IHU On-Line – Qual é hoje a situação mais complicada em torno da demarcação e homologação de terras indígenas no país? Entre as etnias, quais vivem em condição mais difícil no que se refere ao direito à terra?

Maria Denise Fajardo e Luisa Girardi – Basta olharmos para a distribuição das Terras Indígenas no mapa do Brasil para vermos que as maiores terras indígenas encontram-se na Amazônia, e as menores espalham-se rarefeitamente pelo resto do país. Isso é reflexo de um processo histórico de avanço da exploração econômica, de toda costa em direção ao interior, e do sul em direção ao norte do Brasil, que remonta a 1500. De tal modo que, assim como a história do Brasil pode ser lida como uma história de conquistas territoriais, também pode ser lida como uma história de perdas territoriais.
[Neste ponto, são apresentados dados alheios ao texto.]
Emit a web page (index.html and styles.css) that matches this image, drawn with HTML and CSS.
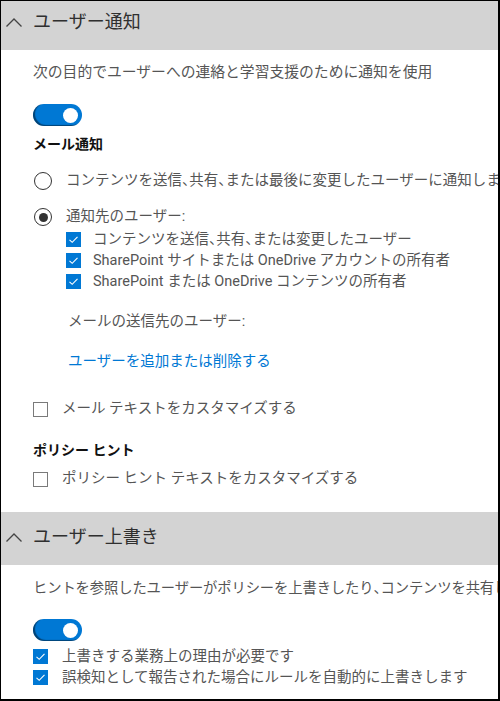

Tudo depende do ponto de vista que adotemos: indígena ou não indígena. Do ponto de vista dos povos indígenas, a história do Brasil se confunde com a história de suas lutas, principalmente da luta pelo direito à terra. Neste sentido, o artigo 231 da Constituição de 1988 representa uma vitória no âmbito dessa luta. Mesmo assim, ainda hoje, os povos indígenas que habitam regiões exploradas por setores econômicos vinculados à agropecuária, às hidroelétricas, à indústria madeireira e à mineração vivenciam situações bastante delicadas. Os Guarani Kaiowá e os Terena, no Mato Grosso do Sul, e os Tupinambá, no sul da Bahia, têm experimentado um cotidiano extremamente violento, marcado pelo constante confronto com latifundiários. Conforme relatório publicado pelo Conselho Indigenista Missionário – CIMI, 60 índios foram assassinados no país em 2012, 37 dos quais no Mato Grosso do Sul. Este ano não foi muito diferente: no último mês recebemos notícias sobre o incêndio de um ônibus escolar que transportava alunos terena, sobre o assassinato de Ambrósio Vilhalva, importante liderança guarani-kaiowá e, por fim, sobre o Leilão da Resistência, em que os ruralistas angariaram mais de R$ 640 mil para “resolver a questão indígena” no Mato Grosso do Sul. A situação é impressionante e preocupante, e evidencia o flagrante desrespeito dos direitos dos povos indígenas que vivem no país.